LAUSANNE, Switzerland (Reuters) - Hockey may enjoy only a fraction of soccer’s wealth and glamour yet the sport’s governing body believes it could teach its bigger cousin a few things about the use of technology.
Like soccer, hockey uses video replays in major competitions to make key decisions. While it is not immune to controversies over the decisions themselves, hockey officials believe its video system is less intrusive and more transparent than soccer’s.
In soccer, a video assistant checks key decisions and suggests a VAR review if it appears the pitch referee has got it wrong. Yet many fans complain that goals are disallowed for trivial reasons, often after players and stadium announcers have celebrated.
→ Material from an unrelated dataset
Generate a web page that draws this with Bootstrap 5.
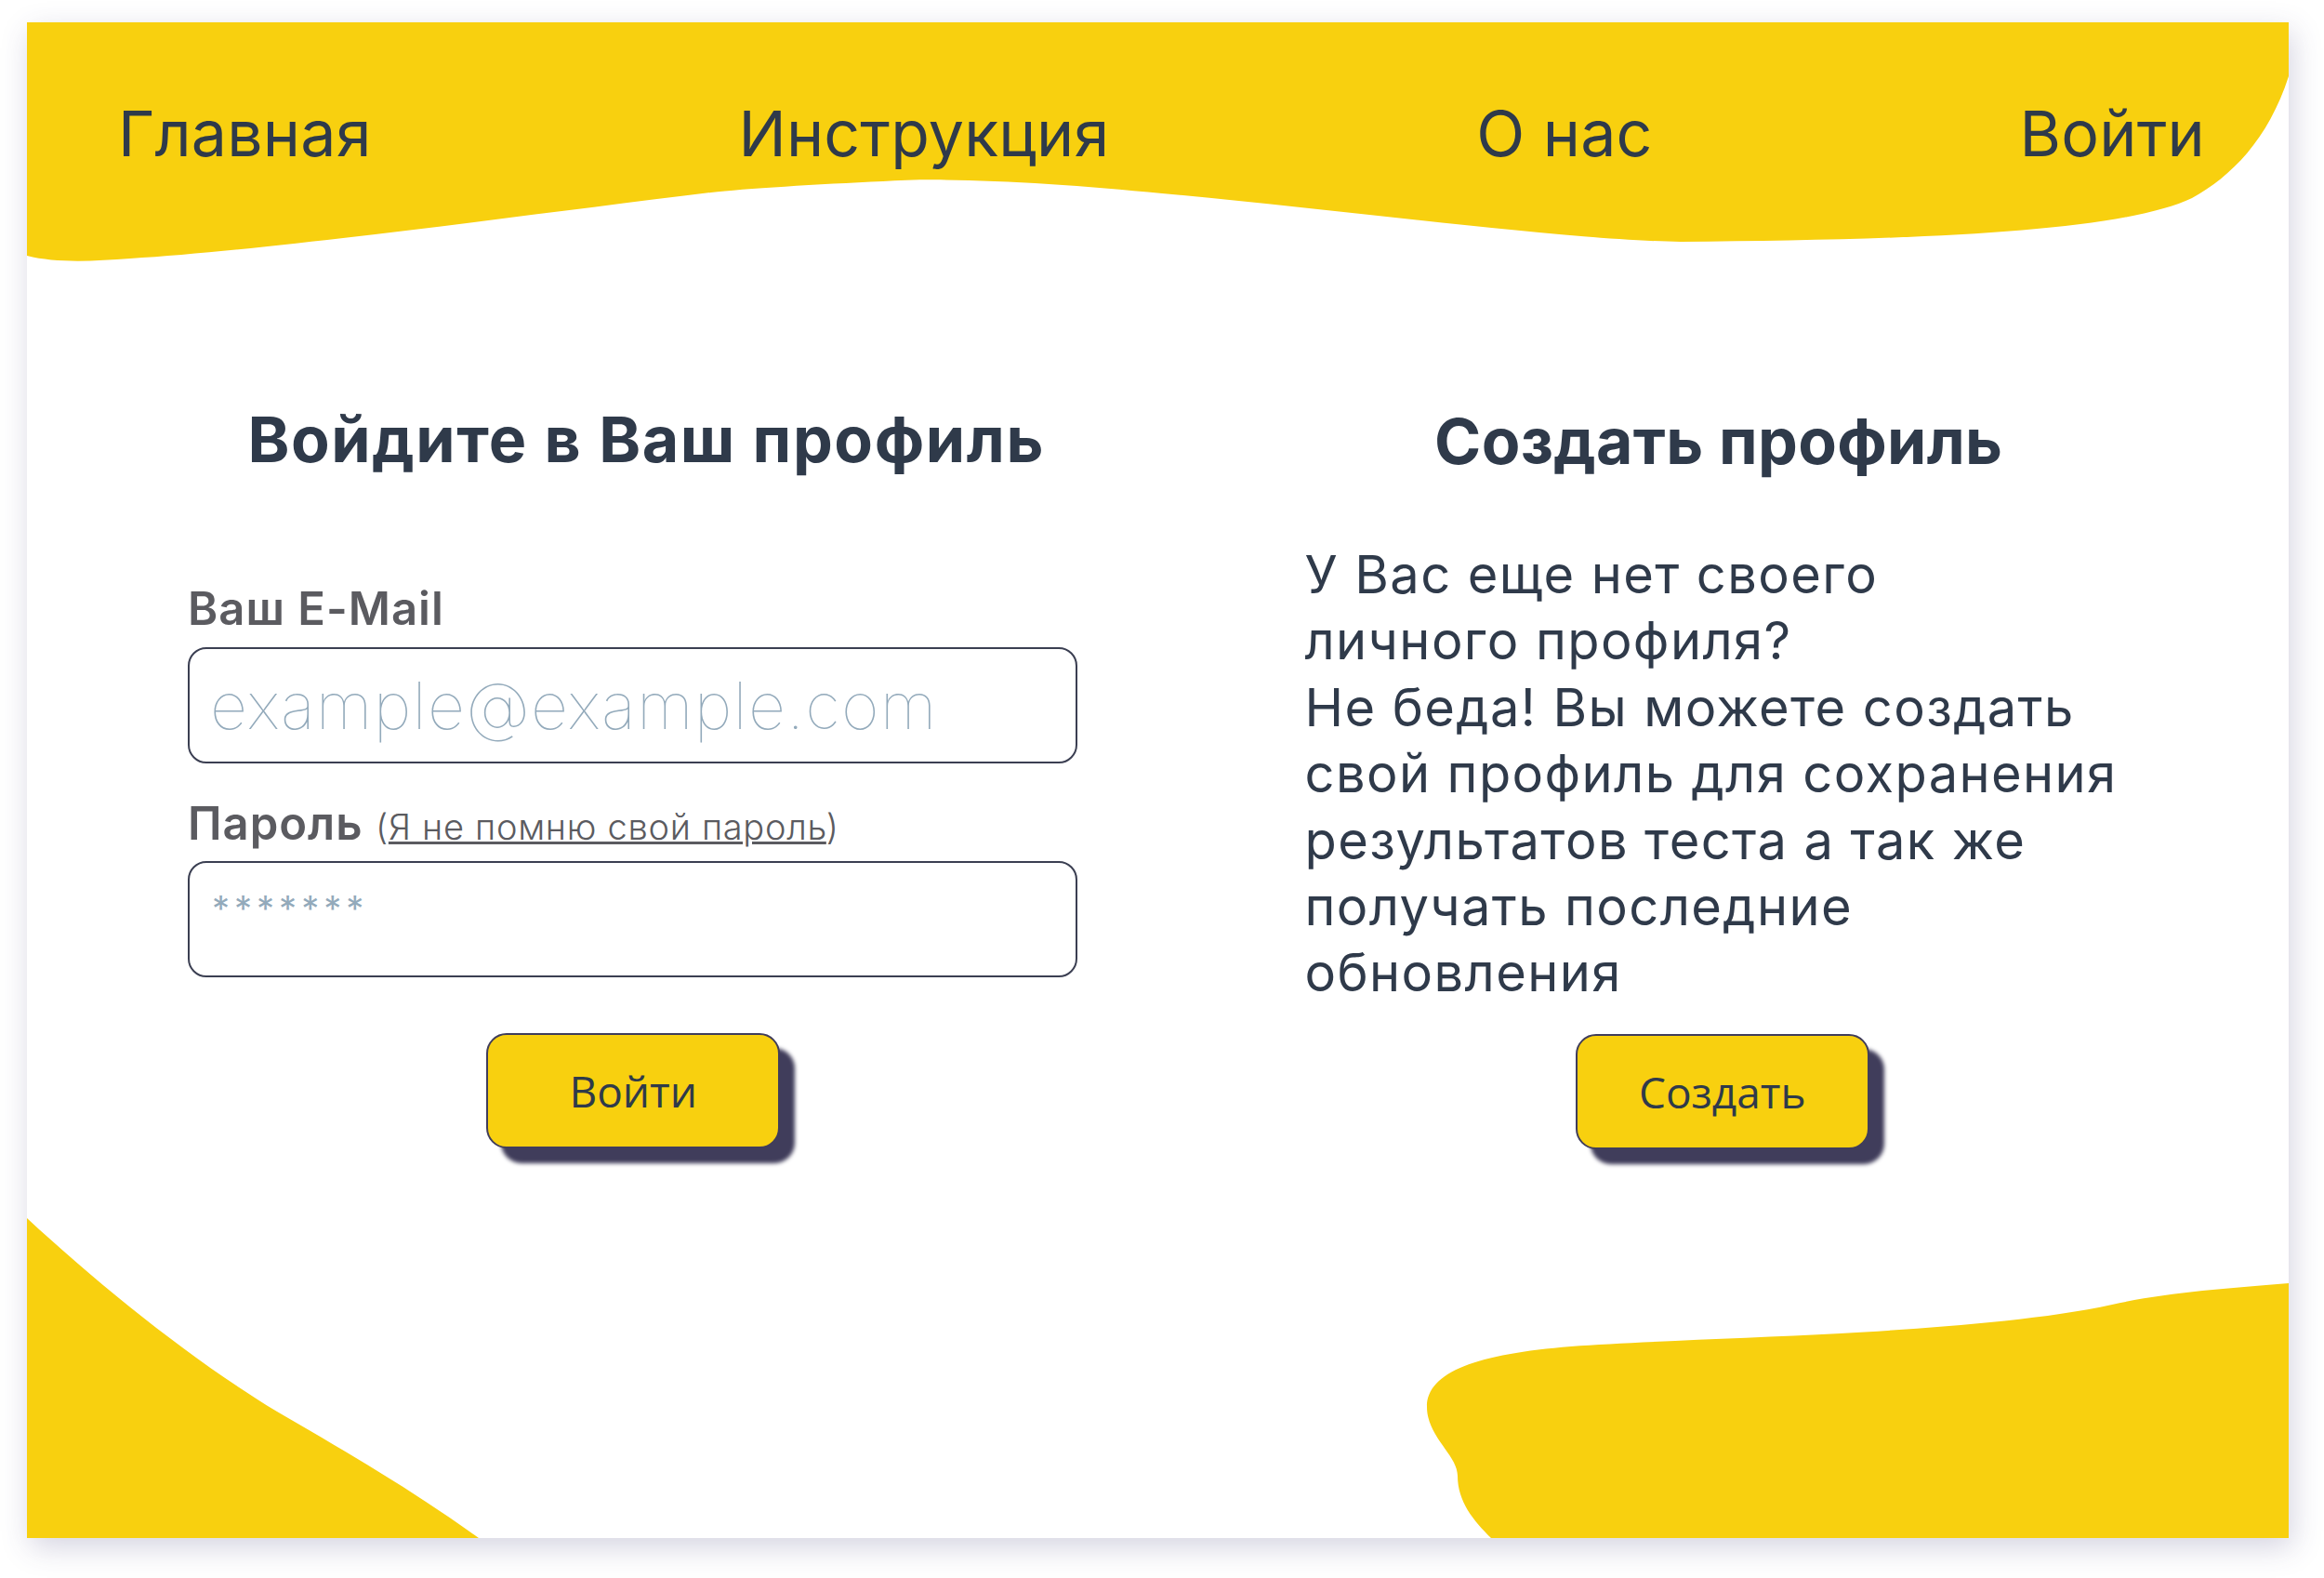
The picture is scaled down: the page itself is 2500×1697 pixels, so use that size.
<!DOCTYPE html>
<html lang="ru">
<head>
<meta charset="utf-8">
<title>Вход</title>
<link href="https://cdn.jsdelivr.net/npm/bootstrap@5.3.0/dist/css/bootstrap.min.css" rel="stylesheet">
<style>
body{margin:0;background:#fff;font-family:"Inter","Noto Sans",sans-serif;color:#2f3a4a}
.page{padding:24px 38px 43px 29px}
.panel{position:relative;height:1630px;background:#fff;box-shadow:4px 10px 30px rgba(64,61,120,.22);overflow:hidden}
.blobs{position:absolute;inset:0;width:100%;height:100%;z-index:0}
.blobs path{fill:#f8d00f}
.content{position:relative;z-index:1}
.topnav{padding:74px 90px 0 98px}
.topnav .nav-link{padding:0;font-size:68px;line-height:90px;font-weight:400;color:#2f3a4a;letter-spacing:.2px}
.columns{padding-top:244px}
.left{padding:0 87px 0 173px}
.right{padding:2px 0 0}
h2.title{font-size:68px;line-height:80px;font-weight:700;color:#2f3a4a;margin:0 10px 0 0;text-align:center;letter-spacing:.3px}
.left h2.title{margin-left:-30px;margin-right:-60px;letter-spacing:1.6px}
.form-label{display:block;margin:0 0 11px;font-size:49px;line-height:60px;font-weight:600;color:#5b5b60;letter-spacing:1px}
.pw-label{margin-top:35px;margin-bottom:7px}
.hint{font-size:38px;font-weight:300;letter-spacing:.7px}
.hint a{color:#5b5b60}
.form-control{height:125px;border:2px solid #3b3f52;border-radius:20px;box-shadow:none;padding:0 22px;font-size:70px;font-weight:100;letter-spacing:1.2px;color:#2f3a4a}
.form-control::placeholder{color:#93aabb;opacity:1}
#password{font-size:38px;font-weight:400;padding:0 24px 24px;letter-spacing:5px}
.mail-row{padding-top:113px}
.act{margin-top:60px}
.btn-go{width:316px;height:124px;padding:0;background:#f8d00f;border:2px solid #403d5b;border-radius:22px;box-shadow:16px 16px 4px #403d5b;color:#2f3a4a;font-family:"Open Sans",sans-serif;font-size:46px;line-height:120px}
.btn-go:hover{background:#f8d00f;color:#2f3a4a;border-color:#403d5b}
.left .btn-go{margin-left:2px}
.right .btn-go{margin-right:2px}
.lead-text{margin:69px 0 0;padding-left:158px;font-size:56px;line-height:71.4px;font-weight:400;color:#2f3a4a;letter-spacing:1.4px}
.right .act{margin-top:29px}
</style>
</head>
<body>
<div class="page">
<div class="panel">
<svg class="blobs" viewBox="29 24 2433 1630" preserveAspectRatio="none" aria-hidden="true">
<path d="M29 24H2462V82C2440 150 2400 190 2358 213C2280 250 2060 258 1808 260C1680 258 1440 225 1250 208C1140 197 1020 190 950 195C880 198 800 203 765 207C560 232 300 268 140 278C100 281 60 283 29 275Z"/>
<path d="M29 1310C110 1385 210 1465 298 1518C370 1560 440 1600 515 1654H29Z"/>
<path d="M2462 1380C2390 1386 2330 1390 2272 1403C2190 1421 2066 1429 1980 1434C1880 1439 1760 1443 1690 1448C1590 1456 1535 1475 1535 1513C1535 1545 1568 1565 1568 1587C1568 1615 1585 1635 1604 1654H2462Z"/>
</svg>
<div class="content">
<nav class="nav justify-content-between topnav">
<a class="nav-link" href="#">Главная</a>
<a class="nav-link" href="#">Инструкция</a>
<a class="nav-link" href="#">О нас</a>
<a class="nav-link" href="#">Войти</a>
</nav>
<div class="row g-0 columns">
<div class="col-6 left">
<h2 class="title">Войдите в Ваш профиль</h2>
<form>
<div class="mail-row">
<label class="form-label" for="email">Ваш E-Mail</label>
<input class="form-control" id="email" type="text" placeholder="example@example.com">
</div>
<label class="form-label pw-label" for="password">Пароль <span class="hint">(<a href="#">Я не помню свой пароль</a>)</span></label>
<input class="form-control" id="password" type="text" placeholder="*******">
<div class="d-flex justify-content-center act"><button class="btn btn-go" type="button">Войти</button></div>
</form>
</div>
<div class="col-6 right">
<h2 class="title">Создать профиль</h2>
<p class="lead-text">У Вас еще нет своего<br>личного профиля?<br>Не беда! Вы можете создать<br>свой профиль для сохранения<br>результатов теста а так же<br>получать последние<br>обновления</p>
<div class="d-flex justify-content-center act"><button class="btn btn-go" type="button">Создать</button></div>
</div>
</div>
</div>
</div>
</div>
<script src="https://cdn.jsdelivr.net/npm/bootstrap@5.3.0/dist/js/bootstrap.bundle.min.js"></script>
</body>
</html>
Hockey uses the challenge system where a team can ask for a review if they believe a decision is wrong. If the video umpire agrees, they keep their right to a challenge; if not, they lose it for the rest of the game.
“In effect, it means that in the first half, nobody asks for the video umpire. You don’t joke around because you know if you are wrong, you penalise the team for the rest of the game,” said Thierry Weil, chief executive of the International Hockey Federation (FiH).
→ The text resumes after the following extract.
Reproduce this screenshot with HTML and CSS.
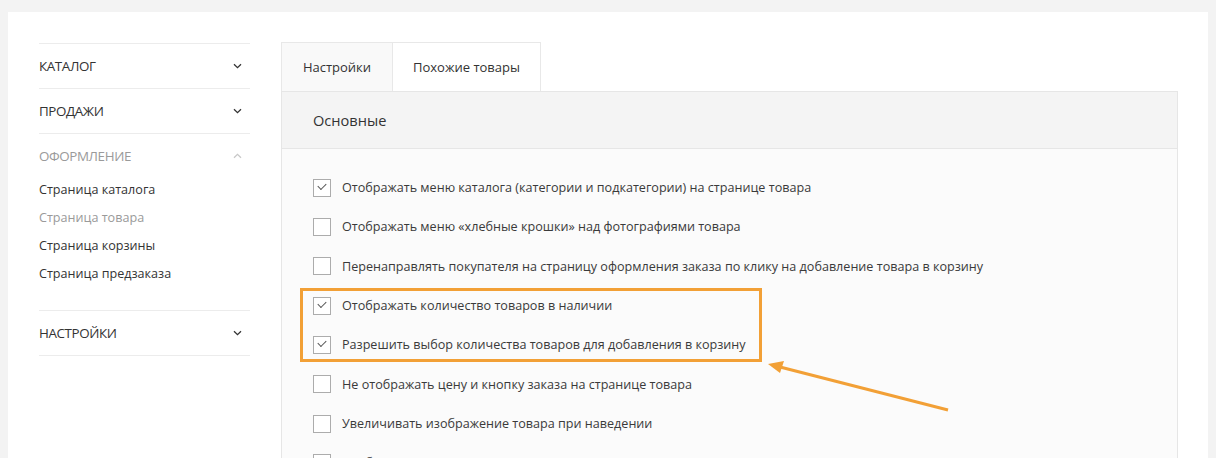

Replays of the incident are shown to the crowd and conversation between umpiring officials is broadcast to the public -- which does not happen in soccer.
“Sometimes football should listen to what other sports do, and not only hockey,” Weil, a former FIFA marketing director, told a small group of reporters.
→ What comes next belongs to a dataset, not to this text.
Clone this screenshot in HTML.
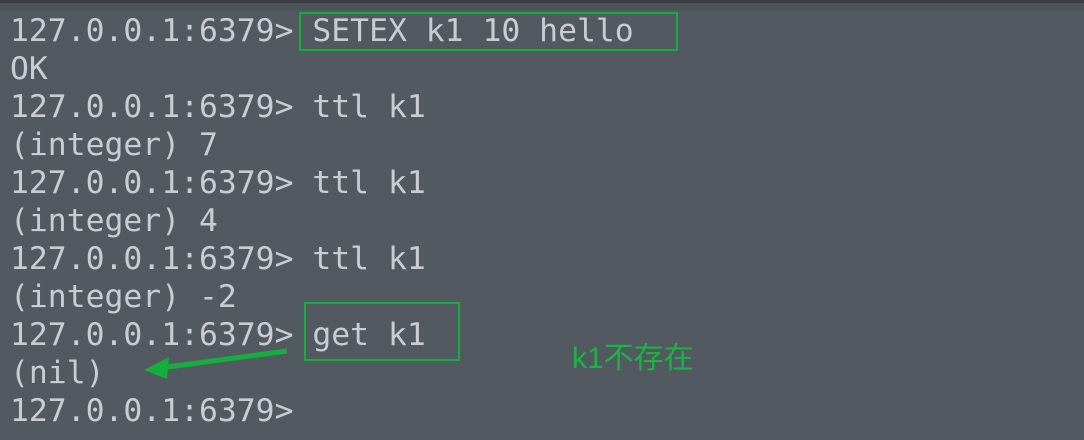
<html><head><style>
body{margin:0;width:1084px;height:440px;background:#535961;overflow:hidden;position:relative}
.top{position:absolute;left:0;top:0;width:1084px;height:3px;background:#3b3f45}
.top2{position:absolute;left:0;top:3px;width:1084px;height:7px;background:#4d535a}
pre{position:absolute;left:10px;top:12px;margin:0;font-family:"DejaVu Sans Mono",monospace;font-size:31.4px;line-height:38px;color:#c9cdd3}
.box{position:absolute;border:2px solid #14b03c}
.cn{position:absolute;left:572px;top:333px;font-family:"Liberation Sans","Noto Sans CJK SC",sans-serif;font-size:30px;color:#1bb443}
</style></head><body>
<div class="top"></div><div class="top2"></div>
<pre>127.0.0.1:6379> SETEX k1 10 hello
OK
127.0.0.1:6379> ttl k1
(integer) 7
127.0.0.1:6379> ttl k1
(integer) 4
127.0.0.1:6379> ttl k1
(integer) -2
127.0.0.1:6379> get k1
(nil)
127.0.0.1:6379></pre>
<div class="box" style="left:299px;top:12px;width:375px;height:35px"></div>
<div class="box" style="left:304px;top:302px;width:152px;height:55px"></div>
<div class="cn">k1不存在</div>
<svg style="position:absolute;left:0;top:0" width="1084" height="440"><path d="M287,351 L160,368" stroke="#14b03c" stroke-width="5"/><polygon points="144,370 169,357 167,379" fill="#14b03c"/></svg>
</body></html>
Weil was also proud of the way the players were monitored during top games.
“Every single player on the field of play is monitored so the coach can take players off and bring them on based on their physical condition,” he said.
Weil said innovation was important in hockey, which is one of the oldest Olympic sports but is now looking over its shoulder with newer sports clamouring to be allowed into the Games.
“You have sports knocking on the door which are being considered as cool sports and our sport is not so cool,” he said. “So you have to be on top of your sport and not taking things for granted.”
One idea he would like to implement is to place a light inside the ball which makes it glow and extinguishes when time is up. “It is the kind of thing we need to bring to the sport,” he said.
Weil said the FiH would also end the practice of watering the artificial pitches used for hockey as an environmental measure by 2024, even though he admitted that “some people say this will kill hockey”.
“You play a World Cup in India and put tonnes of water on the field of play whilst next door they don’t have water to drink, this is not something that can continue,” he said.
Weil also wanted more portable pitches in the Pro League -- a worldwide league featuring nine teams in both the men’s and women’s competitions -- such as the one deployed at the Twickenham Stoop rugby stadium for England’s home matches last season.
He said that was preferable to the temporary stadiums which had to be built for most games.
“If we can use existing infrastructure like we did in England, that is extremely useful,” he said. “Temporary infrastructure involves a lot of work and money, and you have to build the lavatories for that... When you hear what we have spent on portable lavatories, it’s nonsense.”